= Rota's basis conjecture =

Conjecture in linear algebra

In linear algebra and matroid theory, Rota's basis conjecture is an unproven conjecture concerning rearrangements of bases, named after Gian-Carlo Rota. It states that, if X is either a vector space of dimension n or more generally a matroid of rank n, with n disjoint bases B_{i}, then it is possible to arrange the elements of these bases into an n × n matrix in such a way that the rows of the matrix are exactly the given bases and the columns of the matrix are also bases. That is, it should be possible to find a second set of n disjoint bases C_{i}, each of which consists of one element from each of the bases B_{i}.

==Examples==

The nine vertices of three colored triangles (red, blue, and yellow) regrouped into three rainbow triangles (black edges)
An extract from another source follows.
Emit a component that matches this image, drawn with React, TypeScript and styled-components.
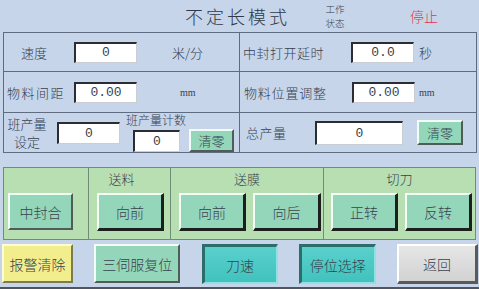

Rota's basis conjecture has a simple formulation for points in the Euclidean plane: it states that, given three triangles with distinct vertices, with each triangle colored with one of three colors, it must be possible to regroup the nine triangle vertices into three "rainbow" triangles having one vertex of each color. The triangles are all required to be non-degenerate, meaning that they do not have all three vertices on a line.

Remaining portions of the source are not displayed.